Nature figured this out long before we did. The vivid blue of sapphires comes from iron and titanium atoms sitting where aluminum atoms should be in a crystal of aluminum oxide. Rubies get their red from chromium impurities in the same mineral. Even the mechanical strength of steel depends on carbon atoms wedged into iron's crystal lattice, disrupting the perfect order just enough to resist deformation.

Quantum-guaranteed imperfection turns out to be one of reality's best design features. If crystals could be perfect, they'd be brittle, electrically inert, and visually dull. The quantum restlessness that prevents perfection is the same force that gives materials their color, conductivity, strength, and versatility. The flaws are the features.

Takeaway

The most useful properties of the materials around you — the colors, the conductivity, the strength — don't come from perfection. They come from precisely the kind of imperfections that quantum mechanics makes unavoidable.

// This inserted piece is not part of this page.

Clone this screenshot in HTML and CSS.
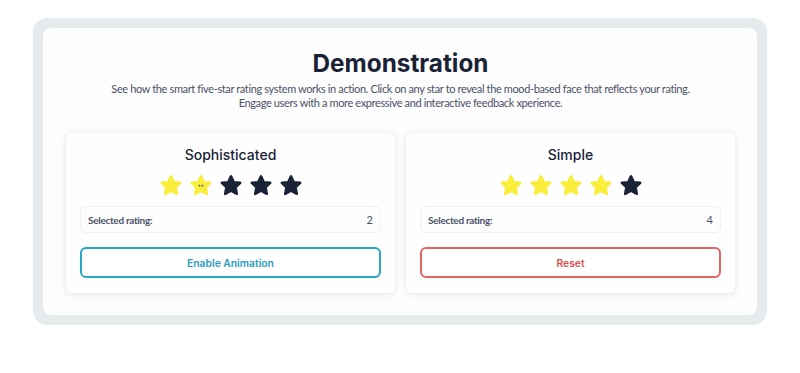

Quantum mechanics draws a line through one of our deepest intuitions: that with enough care, enough precision, we could arrange matter into flawless order. We can't. The uncertainty principle sets a floor of restless motion, and thermodynamics rewards a scattering of defects.

But look at what those imperfections give us — semiconductors, gemstones, resilient metals, the entire material richness of the world. The quantum universe doesn't do perfection. It does something far more interesting: it makes imperfection useful.